Bug #58528
msgr: Significant write stalls encountered when the messenger throttle activates
0%
Description
Since upgrading from 14.2.18 to 16.2.9, we've witnessed fairly regular write stalls. Take for example this graph below which shows max latency for three different clusters over time as measured by a synthetic test that we constantly run:
The synthetic test uses a 10s rados op timeout, and that's why the graph clips at that value. The Pacific upgrade occurred around Dec. 15.
In some cases, these stalls can last for minutes - here's a case where the synthetic was timing out for several minutes:
In order to help track this down, we enabled debug_ms=1 in the synthetic client for the worst of the clusters we investigated and wrote a parser that would look for long or timed-out OSD ops. For each of these stalls, it was always a single OSD that was causing the stalls for that time period.
Digging into one of these OSDs, we found this:
"throttle-osd_client_messages": { "val": 0, "max": 256, "get_started": 0, "get": 5179312, "get_sum": 5179312, "get_or_fail_fail": 258569, "get_or_fail_success": 5179312, "take": 0, "take_sum": 0, "put": 5179312, "put_sum": 5179312, "wait": { "avgcount": 0, "sum": 0.000000000, "avgtime": 0.000000000 } }
That's a significant amount of throttled messages. In the steady state, we do not see throttling.
In 14.2.18, this throttle was off, which is why we didn't see these spikes in that release; it was re-enabled via https://tracker.ceph.com/issues/49894.

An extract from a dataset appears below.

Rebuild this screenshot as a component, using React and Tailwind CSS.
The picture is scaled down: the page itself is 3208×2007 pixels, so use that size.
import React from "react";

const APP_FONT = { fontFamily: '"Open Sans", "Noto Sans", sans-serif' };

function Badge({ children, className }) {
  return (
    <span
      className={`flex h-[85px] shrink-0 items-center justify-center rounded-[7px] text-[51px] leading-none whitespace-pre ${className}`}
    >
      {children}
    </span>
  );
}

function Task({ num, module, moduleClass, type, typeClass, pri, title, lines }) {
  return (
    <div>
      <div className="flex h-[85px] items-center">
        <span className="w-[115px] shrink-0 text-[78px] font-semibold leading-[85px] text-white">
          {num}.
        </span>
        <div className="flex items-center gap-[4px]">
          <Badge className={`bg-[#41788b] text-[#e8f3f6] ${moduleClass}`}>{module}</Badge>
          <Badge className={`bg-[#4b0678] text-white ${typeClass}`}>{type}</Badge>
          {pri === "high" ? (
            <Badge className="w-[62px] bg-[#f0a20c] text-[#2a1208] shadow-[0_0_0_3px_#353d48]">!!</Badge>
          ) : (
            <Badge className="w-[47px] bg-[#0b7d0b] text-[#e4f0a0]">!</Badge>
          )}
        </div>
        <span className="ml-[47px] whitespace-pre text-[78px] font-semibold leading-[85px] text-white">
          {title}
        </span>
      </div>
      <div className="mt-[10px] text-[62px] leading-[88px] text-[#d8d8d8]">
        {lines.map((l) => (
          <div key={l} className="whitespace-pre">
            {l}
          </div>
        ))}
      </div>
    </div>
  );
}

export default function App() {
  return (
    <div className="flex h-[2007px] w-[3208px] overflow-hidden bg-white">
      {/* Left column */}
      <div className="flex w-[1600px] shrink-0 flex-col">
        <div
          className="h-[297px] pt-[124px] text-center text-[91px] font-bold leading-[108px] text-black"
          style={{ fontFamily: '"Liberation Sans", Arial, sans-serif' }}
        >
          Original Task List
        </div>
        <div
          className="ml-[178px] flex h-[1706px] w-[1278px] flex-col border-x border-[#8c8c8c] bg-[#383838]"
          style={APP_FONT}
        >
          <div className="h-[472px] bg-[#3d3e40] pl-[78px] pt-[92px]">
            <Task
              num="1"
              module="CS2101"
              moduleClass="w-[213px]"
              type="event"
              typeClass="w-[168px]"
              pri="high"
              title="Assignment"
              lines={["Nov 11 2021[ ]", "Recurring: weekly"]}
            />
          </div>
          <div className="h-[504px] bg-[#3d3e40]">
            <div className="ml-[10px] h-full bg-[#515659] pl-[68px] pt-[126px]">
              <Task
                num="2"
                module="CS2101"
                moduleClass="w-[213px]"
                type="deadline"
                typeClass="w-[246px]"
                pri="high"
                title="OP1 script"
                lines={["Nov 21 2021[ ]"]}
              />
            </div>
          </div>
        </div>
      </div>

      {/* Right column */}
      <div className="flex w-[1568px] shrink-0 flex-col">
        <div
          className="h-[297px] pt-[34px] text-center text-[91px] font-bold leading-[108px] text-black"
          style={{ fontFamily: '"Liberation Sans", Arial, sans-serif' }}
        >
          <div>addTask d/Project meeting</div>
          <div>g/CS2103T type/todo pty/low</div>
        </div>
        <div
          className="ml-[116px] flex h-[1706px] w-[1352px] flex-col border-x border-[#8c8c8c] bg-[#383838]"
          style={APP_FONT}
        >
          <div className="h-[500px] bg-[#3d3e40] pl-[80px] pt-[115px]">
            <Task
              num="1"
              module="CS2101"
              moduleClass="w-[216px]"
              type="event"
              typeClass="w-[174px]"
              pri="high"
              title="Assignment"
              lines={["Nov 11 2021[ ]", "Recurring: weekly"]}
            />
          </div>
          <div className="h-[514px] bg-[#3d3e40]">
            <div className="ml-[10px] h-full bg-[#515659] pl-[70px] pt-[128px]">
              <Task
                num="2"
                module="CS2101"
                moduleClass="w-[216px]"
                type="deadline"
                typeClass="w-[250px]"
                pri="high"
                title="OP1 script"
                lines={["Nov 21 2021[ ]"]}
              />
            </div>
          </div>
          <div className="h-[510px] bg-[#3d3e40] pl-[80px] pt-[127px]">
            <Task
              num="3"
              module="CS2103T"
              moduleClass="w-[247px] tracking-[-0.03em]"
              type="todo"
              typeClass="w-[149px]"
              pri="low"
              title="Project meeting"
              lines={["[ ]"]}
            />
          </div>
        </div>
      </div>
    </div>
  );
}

We're trying a higher value for this throttle (osd_client_message_cap=4096 to start), and if that's sufficient then perhaps that means that it needs to be updated, or increase for systems with faster media. IMO, that's only part of the issue, though; even if it overly throttled, it doesn't make sense that we'd see minutes-long starvation for some clients.

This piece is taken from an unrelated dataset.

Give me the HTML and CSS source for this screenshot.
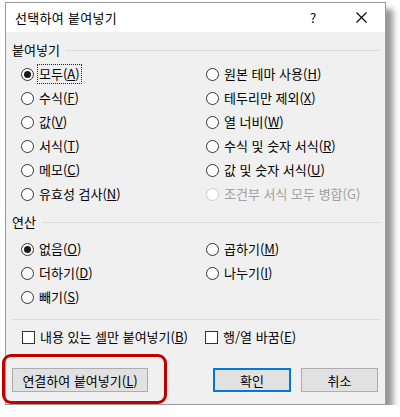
FILE: index.html
```html
<!DOCTYPE html>
<html lang="ko">
<head>
<meta charset="utf-8">
<title>선택하여 붙여넣기</title>
<link rel="stylesheet" href="styles.css">
</head>
<body>
<div class="dialog">
  <div class="titlebar">
    <span class="title">선택하여 붙여넣기</span>
    <span class="help">?</span>
    <span class="close"><svg width="11" height="11" viewBox="0 0 11 11"><path d="M0.5 0.5 L10.5 10.5 M10.5 0.5 L0.5 10.5" stroke="#000" stroke-width="1.1" fill="none"/></svg></span>
  </div>
  <div class="body">
    <div class="group-head"><span class="group-label">붙여넣기</span><span class="rule"></span></div>
    <div class="options paste">
      <div class="opt"><span class="radio on"></span><span class="txt focus">모두(<u>A</u>)</span></div>
      <div class="opt"><span class="radio"></span><span class="txt">원본 테마 사용(<u>H</u>)</span></div>
      <div class="opt"><span class="radio"></span><span class="txt">수식(<u>F</u>)</span></div>
      <div class="opt"><span class="radio"></span><span class="txt">테두리만 제외(<u>X</u>)</span></div>
      <div class="opt"><span class="radio"></span><span class="txt">값(<u>V</u>)</span></div>
      <div class="opt"><span class="radio"></span><span class="txt">열 너비(<u>W</u>)</span></div>
      <div class="opt"><span class="radio"></span><span class="txt">서식(<u>T</u>)</span></div>
      <div class="opt"><span class="radio"></span><span class="txt">수식 및 숫자 서식(<u>R</u>)</span></div>
      <div class="opt"><span class="radio"></span><span class="txt">메모(<u>C</u>)</span></div>
      <div class="opt"><span class="radio"></span><span class="txt">값 및 숫자 서식(<u>U</u>)</span></div>
      <div class="opt"><span class="radio"></span><span class="txt">유효성 검사(<u>N</u>)</span></div>
      <div class="opt disabled"><span class="radio"></span><span class="txt">조건부 서식 모두 병합(G)</span></div>
    </div>
    <div class="group-head ops-head"><span class="group-label">연산</span><span class="rule"></span></div>
    <div class="options ops">
      <div class="opt"><span class="radio on"></span><span class="txt">없음(<u>O</u>)</span></div>
      <div class="opt"><span class="radio"></span><span class="txt">곱하기(<u>M</u>)</span></div>
      <div class="opt"><span class="radio"></span><span class="txt">더하기(<u>D</u>)</span></div>
      <div class="opt"><span class="radio"></span><span class="txt">나누기(<u>I</u>)</span></div>
      <div class="opt"><span class="radio"></span><span class="txt">빼기(<u>S</u>)</span></div>
    </div>
    <div class="separator"></div>
    <div class="checks">
      <div class="opt"><span class="checkbox"></span><span class="txt">내용 있는 셀만 붙여넣기(<u>B</u>)</span></div>
      <div class="opt"><span class="checkbox"></span><span class="txt">행/열 바꿈(<u>E</u>)</span></div>
    </div>
    <div class="buttons">
      <button class="btn link-btn">연결하여 붙여넣기(<u>L</u>)</button>
      <div class="btn-group">
        <button class="btn ok">확인</button>
        <button class="btn cancel">취소</button>
      </div>
    </div>
  </div>
  <div class="highlight"></div>
</div>
</body>
</html>
```
FILE: styles.css
```css
html, body {
  margin: 0;
  padding: 0;
  background: #ffffff;
}
body {
  font-family: "Noto Sans CJK KR", "Noto Sans", sans-serif;
  font-size: 13px;
  color: #000;
}
.dialog {
  position: relative;
  box-sizing: border-box;
  width: 381px;
  height: 403px;
  margin: 2px 0 0 5px;
  border: 1px solid #9a9a9a;
  background: #f0f0f0;
  box-shadow: 7px 7px 6px rgba(0,0,0,0.42);
}
.titlebar {
  display: flex;
  align-items: center;
  height: 29px;
  background: #ffffff;
  padding-left: 9px;
}
.title {
  flex: 1;
  font-size: 13px;
  letter-spacing: 0.3px;
}
.help {
  font-size: 13px;
  width: 14px;
  margin-right: 32px;
}
.close {
  display: flex;
  width: 11px;
  margin-right: 18px;
}
.body {
  padding: 10px 5px 0 6px;
}
.group-head {
  display: flex;
  align-items: center;
  height: 16px;
}
.group-label {
  line-height: 16px;
  margin-right: 6px;
}
.rule {
  flex: 1;
  height: 1px;
  background: #dcdcdc;
}
.options {
  display: grid;
  grid-template-columns: 185px 1fr;
  grid-auto-rows: 24px;
  margin-left: 9px;
}
.paste {
  margin-top: 4px;
}
.ops-head {
  margin-top: 8px;
}
.ops {
  margin-top: 7px;
}
.opt {
  display: flex;
  align-items: center;
}
.txt {
  line-height: 16px;
  padding: 1px;
  border: 1px dotted transparent;
}
.txt.focus {
  border-color: #222;
}
.radio {
  box-sizing: border-box;
  width: 13px;
  height: 13px;
  border: 1px solid #333;
  border-radius: 50%;
  background: #fff;
  margin-right: 3px;
  display: flex;
  align-items: center;
  justify-content: center;
  flex: none;
}
.radio.on::after {
  content: "";
  width: 7px;
  height: 7px;
  border-radius: 50%;
  background: #1a1a1a;
}
.disabled .radio {
  border-color: #cccccc;
}
.disabled .txt {
  color: #a0a0a0;
}
.separator {
  height: 1px;
  background: #dcdcdc;
  margin-top: 10px;
}
.checks {
  display: grid;
  grid-template-columns: 183px 1fr;
  height: 24px;
  margin-top: 5px;
  margin-left: 10px;
}
.checkbox {
  box-sizing: border-box;
  width: 13px;
  height: 13px;
  border: 1px solid #333;
  background: #fff;
  margin-right: 3px;
  flex: none;
}
.buttons {
  display: flex;
  justify-content: space-between;
  margin-top: 19px;
  margin-right: 2px;
}
.btn-group {
  display: flex;
  gap: 10px;
}
.btn {
  box-sizing: border-box;
  height: 24px;
  font-family: "Noto Sans CJK KR", "Noto Sans", sans-serif;
  font-size: 13px;
  color: #000;
  background: #e1e1e1;
  border: 1px solid #adadad;
  padding: 0;
  margin: 0;
}
.link-btn {
  width: 136px;
}
.ok {
  width: 78px;
  border: 2px solid #0078d7;
}
.cancel {
  width: 77px;
}
.highlight {
  position: absolute;
  left: -4px;
  top: 351px;
  width: 165px;
  height: 50px;
  box-sizing: border-box;
  border: 3px solid #c00000;
  border-radius: 9px;
}
```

I took a look at how throttling works in msgr and I'm concerned that the algorithm does little to prevent starvation. AIUI, as soon as any connection cannot obtain the throttle resources it needs to accept a message, the connection is put on a 1ms timer for re-evaluation. There is no attempt to FIFO messages or connections, and thus one noisy connection can easily keep the msgr busy, causing multiple other connections to simply be delayed over and over again until the msgr finally has enough resources to start processing the delayed connections. Is that correct?

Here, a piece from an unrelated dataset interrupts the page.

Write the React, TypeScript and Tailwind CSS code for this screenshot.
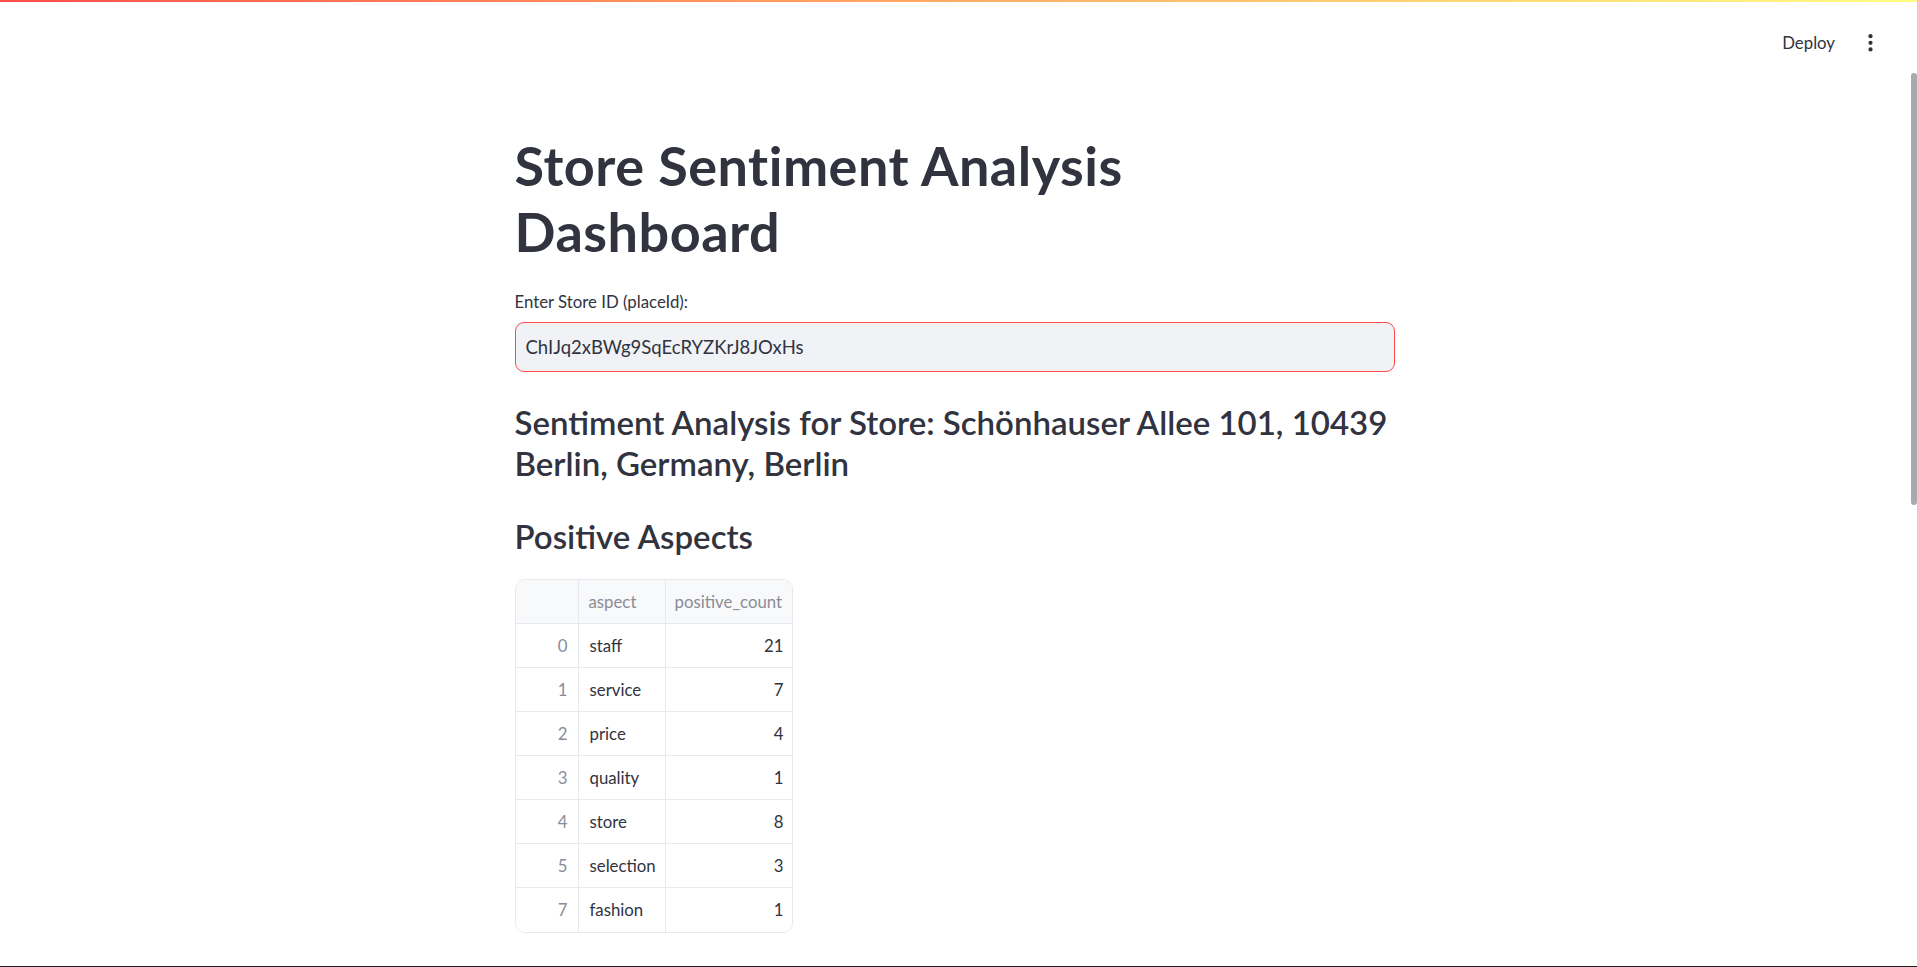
import React from "react";

const rows: [number, string, number][] = [
  [0, "staff", 21],
  [1, "service", 7],
  [2, "price", 4],
  [3, "quality", 1],
  [4, "store", 8],
  [5, "selection", 3],
  [7, "fashion", 1],
];

export default function App() {
  return (
    <div
      className="relative flex h-[967px] w-full flex-col overflow-hidden bg-white text-[#31333f]"
      style={{ fontFamily: "Lato, 'Noto Sans', sans-serif" }}
    >
      <div className="h-[2px] w-full bg-gradient-to-r from-[#ff4b4b] to-[#fffd80]" />
      <header className="flex h-[82px] items-center justify-end pr-[44px]">
        <span className="text-[16.8px] leading-[20px] text-[#31333f]">Deploy</span>
        <svg className="ml-[33px]" width="5" height="18" viewBox="0 0 5 18">
          <circle cx="2.5" cy="2.2" r="2.1" fill="#31333f" />
          <circle cx="2.5" cy="8.8" r="2.1" fill="#31333f" />
          <circle cx="2.5" cy="15.4" r="2.1" fill="#31333f" />
        </svg>
      </header>

      <main className="flex flex-1 justify-center pr-[8px]">
        <div className="w-[880px] pt-[49px]">
          <h1 className="text-[54px] font-bold leading-[66px] tracking-[0.5px]">
            Store Sentiment Analysis
            <br />
            Dashboard
          </h1>

          <label className="mt-[27px] block text-[16.8px] leading-[20px]">
            Enter Store ID (placeId):
          </label>
          <div className="mt-[10px] flex h-[50px] items-center rounded-[9px] border border-[#ff4b4b] bg-[#f0f2f6] px-[10px]">
            <span className="text-[18.5px] leading-[24px]">ChIJq2xBWg9SqEcRYZKrJ8JOxHs</span>
          </div>

          <h3 className="mt-[30px] whitespace-nowrap text-[33px] font-semibold leading-[41px]">
            Sentiment Analysis for Store: Schönhauser Allee 101, 10439
            <br />
            Berlin, Germany, Berlin
          </h3>

          <h3 className="mt-[32px] text-[33px] font-semibold leading-[41px]">Positive Aspects</h3>

          <div className="mt-[22px] w-[278px] overflow-hidden rounded-[10px] border border-[#e8e9ed] text-[16.8px]">
            <div className="grid grid-cols-[63px_87px_126px] bg-[#f8f9fb] text-[#8a8c97]">
              <div className="h-[44px] border-r border-b border-[#e8e9ed]" />
              <div className="flex h-[44px] items-center border-r border-b border-[#e8e9ed] px-[10px]">aspect</div>
              <div className="flex h-[44px] items-center border-b border-[#e8e9ed] px-[9px]">positive_count</div>
            </div>
            {rows.map(([idx, aspect, count], i) => (
              <div key={idx} className="grid grid-cols-[63px_87px_126px] bg-white">
                <div
                  className={`flex h-[44px] items-center justify-end border-r border-[#e8e9ed] pr-[10px] text-[#8a8c97] ${
                    i < rows.length - 1 ? "border-b" : ""
                  }`}
                >
                  {idx}
                </div>
                <div
                  className={`flex h-[44px] items-center border-r border-[#e8e9ed] px-[11px] ${
                    i < rows.length - 1 ? "border-b" : ""
                  }`}
                >
                  {aspect}
                </div>
                <div
                  className={`flex h-[44px] items-center justify-end border-[#e8e9ed] pr-[8px] ${
                    i < rows.length - 1 ? "border-b" : ""
                  }`}
                >
                  {count}
                </div>
              </div>
            ))}
          </div>
        </div>
      </main>

      <div className="absolute right-[0px] top-[73px] h-[432px] w-[6px] rounded-[3px] bg-[#a9a9ae]" />
      <div className="h-[1px] w-full bg-[#1b1b1b]" />
    </div>
  );
}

I'll report back here with the results of our experimentation with higher throttle configuration.
History
#1 Updated by Joshua Baergen 2 months ago
Oh, and one other note - the clusters never report slow ops when these latency spikes occur.
#2 Updated by Joshua Baergen 2 months ago
Ah, one more note: This is an RBD workload.
#3 Updated by Joshua Baergen 2 months ago
- File max_latency_over_time_16k.png View added
We found that even 4096 wasn't sufficient in some cases; bumping to 16384 resulted in the following:
So, much better overall, with occasional spikes. We're now trying with the throttle entirely disabled, which is how we ran Luminous.